Yet Browne still attempts to perceive the “shadow image” of a world “beyond” our own. Like Nabokov, he tries “to look upon earthly existence, from the things that were closest to him to the spheres of the universe, with the eye of an outsider, one might even say of the creator.” Browne’s search for the numinous is underpinned by the “loftiness in his language.” He writes “out of the fullness of his erudition, deploying [like Sebald] a vast repertoire of quotations”:

[W]hen [Browne] does succeed in rising higher and higher through the circles of his spiralling prose, borne aloft like a glider on warm currents of air, even today the reader is overcome by a sense of levitation. The greater the distance, the clearer the view: one sees the tiniest of details with the utmost clarity. It is as if one were looking through a reversed opera glass and through a microscope at the same time.

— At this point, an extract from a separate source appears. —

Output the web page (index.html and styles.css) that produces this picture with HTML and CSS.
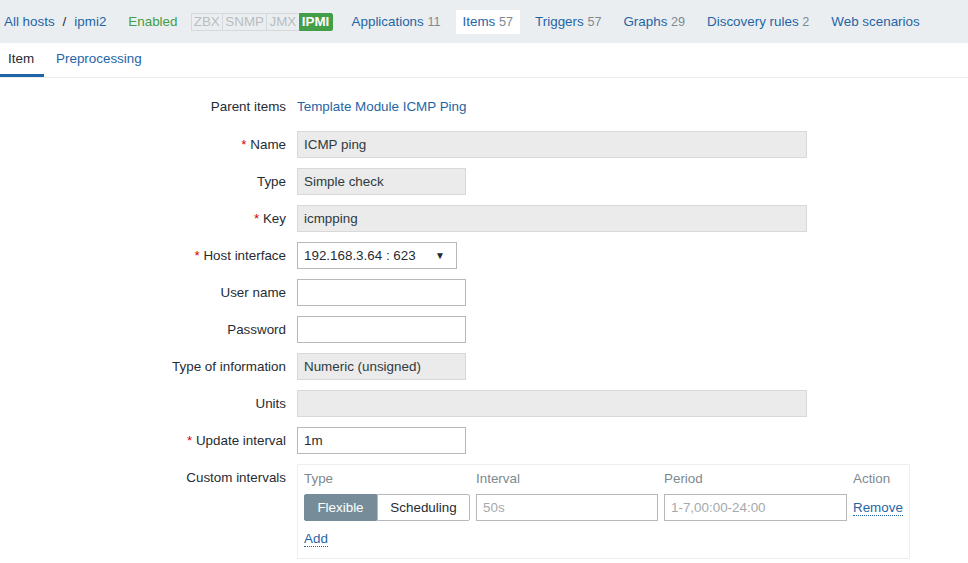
FILE: index.html
```html
<!DOCTYPE html>
<html>
<head>
<meta charset="utf-8">
<link rel="stylesheet" href="styles.css">
</head>
<body>
<div class="topnav">
  <a class="link" href="#">All hosts</a>
  <span class="sep">/</span>
  <a class="link" href="#">ipmi2</a>
  <span class="enabled">Enabled</span>
  <div class="badges">
    <span class="badge">ZBX</span><span class="badge">SNMP</span><span class="badge">JMX</span><span class="badge on">IPMI</span>
  </div>
  <nav class="navitems">
    <a class="navitem" href="#">Applications <span class="cnt">11</span></a>
    <a class="navitem active" href="#">Items <span class="cnt">57</span></a>
    <a class="navitem" href="#">Triggers <span class="cnt">57</span></a>
    <a class="navitem" href="#">Graphs <span class="cnt">29</span></a>
    <a class="navitem" href="#">Discovery rules <span class="cnt">2</span></a>
    <a class="navitem" href="#">Web scenarios</a>
  </nav>
</div>
<div class="tabs">
  <span class="tab current">Item</span>
  <a class="tab" href="#">Preprocessing</a>
</div>
<form class="form">
  <div class="row parent">
    <label class="lbl">Parent items</label>
    <a class="link" href="#">Template Module ICMP Ping</a>
  </div>
  <div class="row">
    <label class="lbl"><span class="req">*</span> Name</label>
    <div class="field ro wide">ICMP ping</div>
  </div>
  <div class="row">
    <label class="lbl">Type</label>
    <div class="field ro narrow">Simple check</div>
  </div>
  <div class="row">
    <label class="lbl"><span class="req">*</span> Key</label>
    <div class="field ro wide">icmpping</div>
  </div>
  <div class="row">
    <label class="lbl"><span class="req">*</span> Host interface</label>
    <div class="field select"><span>192.168.3.64 : 623</span><span class="arrow">&#9660;</span></div>
  </div>
  <div class="row">
    <label class="lbl">User name</label>
    <div class="field narrow"></div>
  </div>
  <div class="row">
    <label class="lbl">Password</label>
    <div class="field narrow"></div>
  </div>
  <div class="row">
    <label class="lbl">Type of information</label>
    <div class="field ro narrow">Numeric (unsigned)</div>
  </div>
  <div class="row">
    <label class="lbl">Units</label>
    <div class="field ro wide"></div>
  </div>
  <div class="row">
    <label class="lbl"><span class="req">*</span> Update interval</label>
    <div class="field narrow">1m</div>
  </div>
  <div class="row top">
    <label class="lbl">Custom intervals</label>
    <div class="intervals">
      <div class="grid">
        <div class="th">Type</div>
        <div class="th">Interval</div>
        <div class="th">Period</div>
        <div class="th">Action</div>
        <div class="seg"><span class="segbtn sel">Flexible</span><span class="segbtn">Scheduling</span></div>
        <div class="field dim">50s</div>
        <div class="field dim">1-7,00:00-24:00</div>
        <div class="act"><a class="dotlink" href="#">Remove</a></div>
      </div>
      <div class="addrow"><a class="dotlink" href="#">Add</a></div>
    </div>
  </div>
</form>
</body>
</html>
```
FILE: styles.css
```css
* { box-sizing: border-box; }
body {
  margin: 0;
  font-family: "Liberation Sans", Arial, sans-serif;
  font-size: 13.4px;
  color: #1f2c33;
  background: #fff;
}
a { text-decoration: none; }
.link { color: #1f65a6; }

.topnav {
  display: flex;
  align-items: center;
  height: 43px;
  background: #ebeef0;
  padding-left: 4px;
}
.sep { margin: 0 8px 0 8px; color: #1f2c33; }
.enabled { color: #429e47; margin-left: 22px; }
.badges { display: flex; margin-left: 14px; }
.badge {
  height: 18px;
  line-height: 16px;
  padding: 0 2.25px;
  border: 1px solid #d6d9db;
  color: #b9bdbf;
  margin-left: -1px;
}
.badge.on {
  background: #429e47;
  border-color: #429e47;
  color: #fff;
  font-weight: bold;
  border-radius: 0 2px 2px 0;
}
.navitems { display: flex; margin-left: 12.5px; }
.navitem {
  color: #1f65a6;
  height: 24px;
  line-height: 24px;
  padding: 0 6.5px;
  margin-right: 9px;
}
.navitem.active { background: #fff; color: #1f65a6; }
.cnt { font-size: 12.6px; color: #7e8a90; }

.tabs {
  display: flex;
  height: 35px;
  border-bottom: 1px solid #ebeef0;
}
.tab {
  line-height: 31px;
  padding: 0 10px 0 12px;
  color: #1f65a6;
  border-bottom: 3px solid transparent;
}
.tab.current {
  padding-left: 8px;
  color: #1f2c33;
  border-bottom-color: #1f65a6;
}

.form { padding-top: 15px; }
.row {
  display: flex;
  align-items: center;
  min-height: 27px;
  margin-bottom: 10px;
}
.row.parent { margin-bottom: 11px; }
.row.top { align-items: flex-start; }
.lbl {
  width: 297px;
  padding-right: 11px;
  text-align: right;
  line-height: 27px;
}
.req { color: #d40000; }

.field {
  height: 27px;
  line-height: 25px;
  border: 1px solid #b4b9bc;
  padding: 0 6px;
  background: #fff;
  white-space: nowrap;
  overflow: hidden;
}
.field.ro { background: #ebebeb; border-color: #d8d8d8; color: #2e3a40; }
.wide { width: 510px; }
.narrow { width: 169px; }
.select {
  width: 160px;
  display: flex;
  justify-content: space-between;
  padding-right: 11px;
}
.arrow { font-size: 10px; }

.intervals {
  width: 613px;
  border: 1px solid #eceeef;
  padding: 5px 6px 10px 6px;
}
.grid {
  display: grid;
  grid-template-columns: 166px 182px 183px auto;
  column-gap: 6px;
  row-gap: 6px;
  align-items: center;
}
.th { color: #7e8a90; line-height: 18px; }
.seg { display: flex; height: 27px; }
.segbtn {
  line-height: 25px;
  border: 1px solid #b4b9bc;
  background: #fff;
  padding: 0 12px;
  border-radius: 0 2px 2px 0;
  flex: 1;
  text-align: center;
}
.segbtn.sel {
  flex: 0 0 73px;
  background: #768d99;
  border-color: #768d99;
  color: #fff;
  border-radius: 2px 0 0 2px;
}
.field.dim { color: #a4a9ac; }
.dotlink {
  color: #1f65a6;
  border-bottom: 1px dotted #1f65a6;
}
.addrow { margin-top: 9px; line-height: 18px; }
```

Sebald’s own prose, created out of a complex amalgam of sources (The Rings of Saturn blends an analysis of Rembrandt’s The Anatomy Lesson of Dr. Nicolaes Tulp, newspaper articles on World War II concentration camps, the memoirs of Chateaubriand, biographies of 19th-century writers, and extracts from a friend’s autobiography), has a protean quality, which some critics have called old-fashioned. Angier shares the view that modernity was dangerous for Sebald’s art, citing the cuts he made, removing contemporary references from The Rings of Saturn, as evidence. But this is a limited reading; present-day naturalistic details and snatches of popular culture are woven into wider patterns. The Emigrants uses lyrics from “Green, Green Grass of Home,” a 1960s pop song by Tom Jones, to underscore the abandonment felt by young Max Ferber 30 years earlier. The framework of a contemporary walking tour is integral to the way The Rings of Saturn achieves its sense of timelessness. Sebald doesn’t seek to escape the present; he shows how, within modernity, there’s vertiginous dissolving of past, present, and even future time. Ryan Ruby, in a piece for New Left Review, notes that some of the universal acclaim Sebald received in the 1990s rested on a fin-de-siècle zeitgeist. Here was a writer whose works “collapsed” time, who could be viewed within the prism of the dissolution of the Soviet bloc and the promotion of Fukuyama’s absurd “end of history” thesis. Twenty years on, it’s clear such readings are misleading. What makes Sebald’s work so relevant is his sense of history’s brutal processes, its remorseless erasure of human value and relentless destruction of the natural world.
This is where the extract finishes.